How to Tell if Bell Peppers Are Bad? [3 Main Spoilage Signs]

Ever picked up a bell pepper and questioned its freshness? How do you tell if a bell pepper is bad?

Let’s go through the key indicators of a past-its-prime pepper.

Short Answer

Bell peppers: spoilage signs infographic

Discard bell peppers that are slimy, super soft and wrinkly, smell funny, or have large patches of mold on the surface. However, if your pepper has only a few soft spots, you can cut them away. Similarly, if there’s a small moldy patch, cut it out, making sure to remove at least an inch around the affected area.

That’s the short version if you’re in a hurry.

Now, let’s talk about the details.

Mold and Black Spots

Bell pepper: a small moldy spot

A bell pepper covered in mold is obviously no good. But more often than not, there are only a few small moldy patches, and the rest of the pepper is fine.

If that’s the case, you can still use the good parts of the pepper. That’s because, according to the USDA, you can cut off small mold spots from firm veggies, such as bell peppers.
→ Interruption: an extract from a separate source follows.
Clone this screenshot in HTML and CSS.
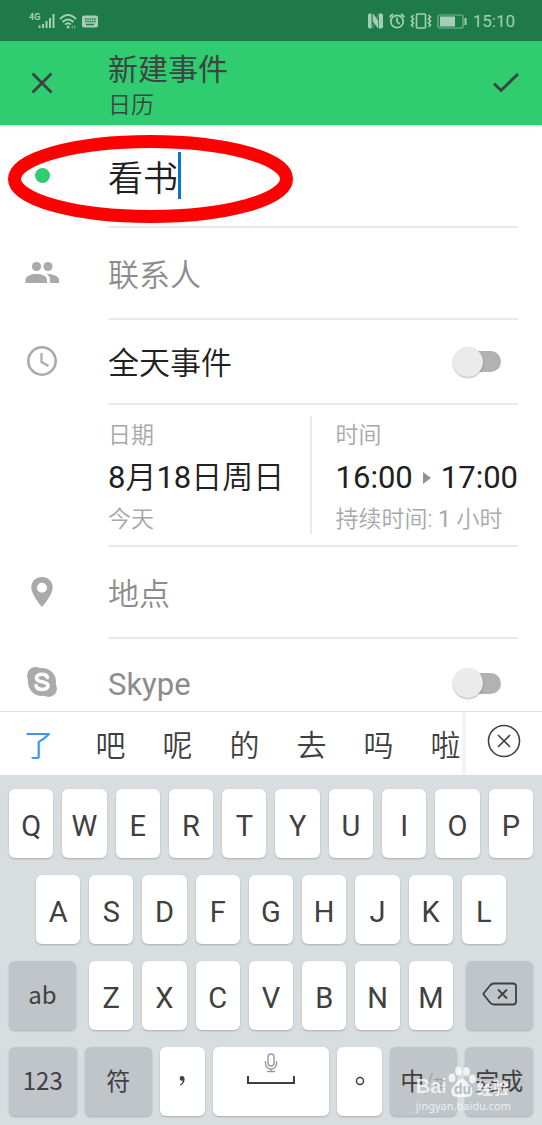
FILE: index.html
```html
<!DOCTYPE html>
<html lang="zh-CN">
<head>
<meta charset="utf-8">
<meta name="viewport" content="width=device-width, initial-scale=1">
<title>新建事件</title>
<link rel="stylesheet" href="styles.css">
</head>
<body>
<div class="status">
  <div class="status-group">
    <svg class="icon" width="28" height="20" viewBox="0 0 28 20">
      <text class="net" x="1" y="9">4G</text>
      <path d="M11.500 14.500v2.500M15 13v4M18.500 10v7M22 7v10M25.500 3v14" stroke="currentColor" stroke-width="2"/>
    </svg>
    <svg class="icon" width="20" height="20" viewBox="0 0 20 20">
      <path d="M2 8q8-8 16 0M4.500 11q5.500-5 11 0M7 13.500q3-2.500 6 0" fill="none" stroke="currentColor" stroke-width="2"/>
      <circle cx="10" cy="16" r="1.500" fill="currentColor"/><path d="M13 16l2-2v4zM18 16l-2-2v4z" fill="currentColor" opacity=".6"/>
    </svg>
    <svg class="icon" width="20" height="20" viewBox="0 0 20 20">
      <rect x="2" y="4.500" width="16" height="12" rx="2" fill="currentColor"/>
      <path d="M5 8h11M5 10.500h11" stroke="#1e7a46" stroke-width="1.500" stroke-dasharray="1.500 .8"/><path d="M6 13.500h8" stroke="#1e7a46" stroke-width="1.500"/>
    </svg>
  </div>
  <div class="status-group">
    <svg class="icon" width="20" height="20" viewBox="0 0 20 20">
      <path d="M6.500 2.500H5Q3 2.500 3 4.500v11q0 2 2 2h1.500zM14 2.500h2q2 0 2 2v11q0 2-2 2h-2z" fill="currentColor"/>
      <path d="M8 3l5 6.500v7.500L8 10.500zM8 13v4M13 3v4" fill="currentColor" stroke="currentColor" stroke-width=".6"/>
    </svg>
    <svg class="icon" width="20" height="20" viewBox="0 0 20 20" fill="none" stroke="currentColor" stroke-width="1.700">
      <circle cx="10" cy="10.500" r="6.200"/><path d="M10 6.500v4.200l2.500 2.500M2.500 6l3.500-3M17.500 6L14 3"/>
    </svg>
    <svg class="icon" width="24" height="20" viewBox="0 0 24 20" fill="none" stroke="currentColor" stroke-width="1.600">
      <rect x="7.500" y="3" width="9" height="14" rx="1"/><path d="M4.500 4l-2 2 2 2-2 2 2 2-2 2 2 2M19.500 4l2 2-2 2 2 2-2 2 2 2-2 2"/>
    </svg>
    <svg class="icon" width="32" height="20" viewBox="0 0 32 20">
      <rect x="3" y="4" width="25" height="13" rx="2" fill="none" stroke="currentColor" stroke-width="1.200" opacity=".7"/>
      <rect x="5" y="5.500" width="15" height="10" fill="currentColor"/><path d="M30.500 7v7" stroke="currentColor" stroke-width="2"/>
    </svg>
    <span class="clock">15:10</span>
  </div>
</div>

<header class="header">
  <button class="icon-button" type="button" aria-label="关闭">
    <svg class="icon" width="24" height="24" viewBox="0 0 24 24"><path d="M2.500 2.500l19 19M21.500 2.500l-19 19" stroke="currentColor" stroke-width="2.800"/></svg>
  </button>
  <div class="heading">
    <h1 class="heading-title">新建事件</h1>
    <div class="heading-sub">日历</div>
  </div>
  <button class="icon-button save" type="button" aria-label="保存">
    <svg class="icon" width="28" height="24" viewBox="0 0 28 24"><path d="M2 12.500l7 7L26 3" fill="none" stroke="currentColor" stroke-width="3"/></svg>
  </button>
</header>

<form class="form">
  <div class="row row-title">
    <span class="lead"><span class="dot"></span></span>
    <div class="body">
      <input class="text-input title-input" type="text" aria-label="标题" value="看书">
      <span class="caret"></span>
    </div>
    <svg class="ring" width="286" height="90" viewBox="0 0 286 90"><ellipse cx="142.500" cy="45" rx="136" ry="37.500" fill="none" stroke="#f00" stroke-width="13"/></svg>
  </div>
  <div class="row row-text">
    <span class="lead">
      <svg class="icon" width="34" height="24" viewBox="0 0 34 24" fill="currentColor">
        <circle cx="11.500" cy="5.500" r="4.600"/><circle cx="23" cy="5.500" r="4.600"/>
        <path d="M0.500 22v-3.500c0-3.500 6-5.500 11-5.500s10.500 2 10.500 5.500V22zM22 13c5 0 12 2 12 5.500V22h-9v-3.500c0-2.500-1.500-4.300-3.500-5.500z"/>
      </svg>
    </span>
    <div class="body"><input class="text-input" type="text" aria-label="联系人" placeholder="联系人"></div>
  </div>
  <div class="row row-day">
    <span class="lead">
      <svg class="icon" width="32" height="32" viewBox="0 0 32 32" fill="none" stroke="currentColor"><circle cx="16" cy="16" r="13.700" stroke-width="2.600"/><path d="M15.500 8v9l7 4" stroke-width="2.200"/></svg>
    </span>
    <div class="body"><label class="label-strong" for="allday">全天事件</label><input class="switch" id="allday" type="checkbox" role="switch"></div>
  </div>
  <div class="row row-when">
    <span class="lead"></span>
    <div class="body">
      <div class="when date">
        <span class="when-label">日期</span>
        <span class="when-value">8<span class="cjk">月</span>18<span class="cjk">日周日</span></span>
        <span class="when-label">今天</span>
      </div>
      <div class="when time">
        <span class="when-label">时间</span>
        <span class="when-value range"><span>16:00</span>
          <svg class="icon arrow" width="8" height="12" viewBox="0 0 8 12"><path d="M0 0l8 6-8 6z" fill="currentColor"/></svg>
          <span>17:00</span></span>
        <span class="when-label">持续时间: <span class="count">1</span> 小时</span>
      </div>
    </div>
  </div>
  <div class="row row-text">
    <span class="lead">
      <svg class="icon" width="22" height="30" viewBox="0 0 22 30"><path d="M11 0C4.800 0 .3 4.600.3 10.500.3 18 11 30 11 30s10.700-12 10.700-19.500C21.700 4.600 17.200 0 11 0zm0 5.700a5 5 0 1 1 0 10 5 5 0 0 1 0-10z" fill="currentColor" fill-rule="evenodd"/></svg>
    </span>
    <div class="body"><input class="text-input" type="text" aria-label="地点" placeholder="地点"></div>
  </div>
  <div class="row row-skype">
    <span class="lead">
      <svg class="icon" width="32" height="32" viewBox="0 0 32 32">
        <circle cx="16" cy="16" r="14" fill="currentColor"/><circle cx="9.500" cy="9.500" r="8.500" fill="currentColor"/><circle cx="22.500" cy="22.500" r="8.500" fill="currentColor"/>
        <path d="M21.500 11.500c-.7-2.300-2.900-3.200-5.500-3.200-3.200 0-5.500 1.300-5.500 3.600 0 5.200 11.500 2.700 11.500 7.600 0 2.500-2.600 3.900-5.800 3.900-3.400 0-5.700-1.300-6.200-3.800" fill="none" stroke="#fff" stroke-width="3.600" stroke-linecap="round"/>
      </svg>
    </span>
    <div class="body"><label class="label-muted" for="skype">Skype</label><input class="switch" id="skype" type="checkbox" role="switch"></div>
  </div>
</form>

<div class="candidates">
  <div class="words">
    <button class="word current" type="button">了</button><button class="word" type="button">吧</button><button class="word" type="button">呢</button><button class="word" type="button">的</button><button class="word" type="button">去</button><button class="word" type="button">吗</button><button class="word" type="button">啦</button>
  </div>
  <button class="clear" type="button" aria-label="清除">
    <svg class="icon" width="34" height="34" viewBox="0 0 34 34" fill="none" stroke="currentColor" stroke-width="1.600"><circle cx="17" cy="17" r="15.500"/><path d="M11 11l12 12M23 11L11 23"/></svg>
  </button>
</div>

<div class="keyboard">
  <div class="keys">
    <button class="key">Q</button><button class="key">W</button><button class="key">E</button><button class="key">R</button><button class="key">T</button><button class="key">Y</button><button class="key">U</button><button class="key">I</button><button class="key">O</button><button class="key">P</button>
  </div>
  <div class="keys keys-inset">
    <button class="key">A</button><button class="key">S</button><button class="key">D</button><button class="key">F</button><button class="key">G</button><button class="key">H</button><button class="key">J</button><button class="key">K</button><button class="key">L</button>
  </div>
  <div class="keys keys-shift">
    <button class="key key-fn">ab</button>
    <div class="keys">
      <button class="key">Z</button><button class="key">X</button><button class="key">C</button><button class="key">V</button><button class="key">B</button><button class="key">N</button><button class="key">M</button>
    </div>
    <button class="key key-fn" aria-label="退格">
      <svg class="icon" width="36" height="24" viewBox="0 0 36 24" fill="none" stroke="currentColor" stroke-width="1.800"><path d="M12 1.500h19q3 0 3 3v15q0 3-3 3H12Q9.500 22.500 8 20.500L2 13q-1-1 0-2l6-7.500Q9.500 1.500 12 1.500zM16 7.500l9 9M25 7.500l-9 9"/></svg>
    </button>
  </div>
  <div class="keys keys-bottom">
    <button class="key key-fn">123</button>
    <button class="key key-fn">符</button>
    <button class="key key-mark" aria-label="逗号"><svg class="icon" width="10" height="14" viewBox="0 0 10 14"><path d="M5 2a2.400 2.400 0 1 0 0 4.800l.8-.2C5.700 8.500 4.700 9.800 3 10.600l.4.8C6 10.400 7.600 8 7.600 5.200 7.600 3.200 6.600 2 5 2z" fill="currentColor"/></svg></button>
    <button class="key key-space" aria-label="空格">
      <svg class="icon" width="50" height="34" viewBox="0 0 50 34" fill="none"><g stroke="#9a9a9a" stroke-width="1.400"><rect x="22" y="1" width="6" height="12" rx="3"/><path d="M19.500 8v2.500a5.500 5.500 0 0 0 11 0V8M25 16v2.500M21 18.500h8"/></g><path d="M2 23v7h46v-7" stroke="currentColor" stroke-width="2"/></svg>
    </button>
    <button class="key key-mark" aria-label="句号"><svg class="icon" width="10" height="10" viewBox="0 0 10 10"><circle cx="5" cy="5" r="3.500" fill="none" stroke="currentColor" stroke-width="1.500"/></svg></button>
    <button class="key key-fn"><span>中<span class="alt"><span class="slash">/</span>英</span></span></button>
    <button class="key key-fn">完成</button>
  </div>
  <div class="watermark">
    <div class="brand">
      <span class="brand-latin">Bai</span>
      <svg class="icon" width="28" height="32" viewBox="0 0 28 32" fill="currentColor">
        <ellipse cx="4" cy="12" rx="3.400" ry="4.400"/><ellipse cx="10.500" cy="5" rx="3.400" ry="4.600"/><ellipse cx="18.500" cy="5.500" rx="3.400" ry="4.600"/><ellipse cx="24.500" cy="13" rx="3.400" ry="4.400"/>
        <path d="M14 13c4 0 5 4 8 6.500 3.500 3 4 11-2 11.500-3 .3-9 .3-12 0-6-.5-6-8-2-11.500C9 17 10 13 14 13z"/>
        <text class="paw-text" x="6" y="28">du</text>
      </svg>
      <span class="brand-cjk">经验</span>
    </div>
    <div class="site">jingyan.baidu.com</div>
  </div>
</div>
</body>
</html>
```
FILE: styles.css
```css
* { box-sizing: border-box; }

body {
  margin: 0;
  background: #fff;
  color: #212121;
  font-family: Roboto, "Noto Sans CJK SC", sans-serif;
}

button {
  margin: 0;
  padding: 0;
  border: 0;
  background: none;
  color: inherit;
  font: inherit;
}

.icon { display: block; flex: none; }

/* Status bar */
.status {
  display: flex;
  justify-content: space-between;
  align-items: center;
  height: 41px;
  padding: 0 27px 0 28px;
  background: #1e7a46;
  color: #a5cfb5;
}
.status-group { display: flex; align-items: center; gap: 2px; }
.net { font-size: 9px; font-weight: 700; fill: currentColor; }
.clock { margin-left: 4px; font-size: 17px; line-height: 20px; }

/* Header */
.header {
  display: flex;
  align-items: center;
  height: 84px;
  background: #2fcd70;
  color: #3c4340;
  box-shadow: 0 1px 3px rgba(0, 0, 0, .2);
}
.icon-button { display: grid; place-items: center; width: 84px; height: 84px; }
.save { width: 72px; }
.heading { flex: 1; padding: 6px 0 0 24px; }
.heading-title { margin: 0; font-size: 30px; font-weight: 400; line-height: 40px; }
.heading-sub { font-size: 23px; font-weight: 350; line-height: 32px; }

/* Event form */
.row { display: flex; padding-right: 24px; }
.lead {
  display: flex;
  flex: none;
  align-items: center;
  justify-content: center;
  width: 84px;
  margin-right: 24px;
  padding-bottom: 3px;
  color: #aaa;
}
.body {
  display: flex;
  flex: 1;
  align-items: center;
  min-width: 0;
  border-bottom: 2px solid #eaeaea;
}
.row-title { position: relative; height: 103px; }
.row-text { height: 92px; }
.row-day { height: 85px; }
.row-when { height: 142px; }
.row-skype { height: 72px; padding-top: 16px; }
.row-skype .body { border-bottom: 0; }

.dot { width: 15px; height: 15px; border-radius: 50%; background: #2fcd70; }
.text-input {
  width: 100%;
  padding: 5px 0 0;
  border: 0;
  outline: 0;
  background: none;
  color: #212121;
  font: 350 31px/46px Roboto, "Noto Sans CJK SC", sans-serif;
}
.text-input::placeholder { color: #8c8c8c; opacity: 1; }
.title-input { height: 50px; padding: 0; font-size: 35px; }
.caret {
  position: absolute;
  top: 27px;
  left: 178px;
  width: 3px;
  height: 47px;
  background: #0b75c9;
}
.ring { position: absolute; top: 9px; left: 8px; }
.label-strong, .label-muted { flex: 1; font-size: 31px; line-height: 46px; }
.label-strong { padding-top: 5px; font-weight: 350; }
.label-muted { padding-top: 4px; color: #8c8c8c; }

.switch {
  display: grid;
  align-items: center;
  width: 48px;
  height: 32px;
  margin: 0 17px 0 0;
  appearance: none;
}
.switch::before, .switch::after { content: ""; grid-area: 1 / 1; }
.switch::before {
  justify-self: end;
  width: 38px;
  height: 21px;
  border-radius: 11px;
  background: #b2b2b2;
}
.switch::after {
  width: 30px;
  height: 30px;
  border-radius: 50%;
  background: #ebebeb;
  box-shadow: 0 1px 2px rgba(0, 0, 0, .3);
}

.when { display: flex; flex-direction: column; height: 118px; padding-top: 3px; }
.date { flex: 1; }
.time { flex: none; padding-left: 24px; border-left: 2px solid #eaeaea; }
.when-label { color: #a8a8a8; font-size: 23px; font-weight: 350; line-height: 34px; }
.when-value { font-size: 31px; line-height: 50px; }
.cjk { font-weight: 350; }
.count { font-weight: 400; }
.range { display: flex; align-items: center; gap: 10px; }
.arrow { color: #929292; }

/* Candidate words */
.candidates {
  display: flex;
  height: 64px;
  border-top: 1px solid #d9dddd;
  background: #fff;
  color: #404040;
}
.words { display: flex; flex: 1; min-width: 0; overflow: hidden; border-right: 4px solid #f2f5f6; }
.word { flex: none; width: 67px; padding-bottom: 2px; font-size: 30px; font-weight: 350; }
.current { width: 77px; color: #3e96f4; }
.clear { display: grid; place-items: center; width: 76px; padding-bottom: 5px; }

/* Keyboard */
.keyboard {
  position: relative;
  display: flex;
  flex-direction: column;
  gap: 17px;
  padding: 14px 9px 10px;
  background: #d8dddf;
  color: #404040;
}
.keys { display: flex; flex: 1; gap: 9px; }
.keys-inset { padding: 0 27px; }
.key {
  display: grid;
  flex: 1 1 0;
  place-items: center;
  min-width: 0;
  height: 69px;
  padding-top: 4px;
  border-radius: 6px;
  background: #fff;
  box-shadow: 0 1px 2px rgba(0, 0, 0, .22);
  font-size: 29px;
}
.key-fn {
  padding: 0 0 4px;
  background: #c0c5c9;
  font-family: "Noto Sans CJK SC", sans-serif;
  font-size: 24px;
  font-weight: 400;
}
.keys-shift { display: grid; grid-template-columns: 67fr 364fr 67fr; gap: 13px; }
.keys-bottom { display: grid; grid-template-columns: 67fr 67fr 44fr 116fr 44fr 67fr 67fr; gap: 8px; }
.key-mark { padding: 0 0 2px; }
.key-space { padding: 0 0 24px; }
.alt { color: #999ea1; font-size: 14px; }
.slash { font-size: 22px; font-weight: 300; }

.watermark {
  position: absolute;
  right: 31px;
  bottom: 12px;
  color: rgba(255, 255, 255, .75);
  pointer-events: none;
}
.brand { display: flex; align-items: flex-end; gap: 1px; height: 32px; }
.brand-latin { font: 700 20px/24px "Liberation Sans", sans-serif; }
.brand-cjk { font: 700 16px/22px "Noto Sans CJK SC", sans-serif; }
.paw-text { font: 700 14px "Liberation Sans", sans-serif; fill: #b5babd; }
.site { font: 11px/16px "Noto Sans", sans-serif; }
```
(The same is true, e.g., for carrots with minor moldy areas, but it isn’t true for softer veggies, like tomatoes.)

As usual with veggies starting to turn, things aren’t cut and dry. You’re the one to decide if that bell pepper with a couple of black (or white or other) spots is worth using.

For me, as long as the black spots are small and there aren’t more than 3 to 5 of them, I cut them off and use the rest of the pepper. But if rot is starting to take over, I toss the veggie.

Finally, if your bell pepper is already cut up and you notice mold anywhere in the container, throw out the peppers. There’s no way of telling if other parts of the pepper haven’t been affected.


A bell pepper that’s slimy, covered in wrinkles, and super soft to the touch is way past its prime, and I recommend you discard it. But a pepper slightly on the softer side or with a couple of wrinkles or soft spots is still okay to use.

Losing firmness is typical for fruits and veggies you store for extended periods. Bell peppers last about 2 weeks if you refrigerate them, so you should notice that yours start to soften after 7 to 10 days.

If any area is more affected than the rest, as is the case with sunken spots, you can cut it off and use the rest.

Bell pepper: sunken spot

Last but not least, soft bell peppers work much better in cooked dishes than in raw ones. The lack of crunch and less-than-ideal texture will be easily noticeable in a salad, but you won’t notice a thing in lecso or ratatouille.

Off Smell

It’s not a common occurrence for whole bell peppers, but if yours smell funny, it’s best to toss them.

For cut-up bell peppers, especially ones that have been sitting in the fridge for a few days already, give them a good whiff. Look (sniff?) for mold or any other signs of decay, and toss the peppers if you notice any.

Discoloration is Usually Okay

Discolored bell pepper

Sometimes, a bell pepper has a darkened patch (that’s not moldy or rotten spot) or is half green and half yellow (or any other mix of colors). That’s normal and nothing to be worried about.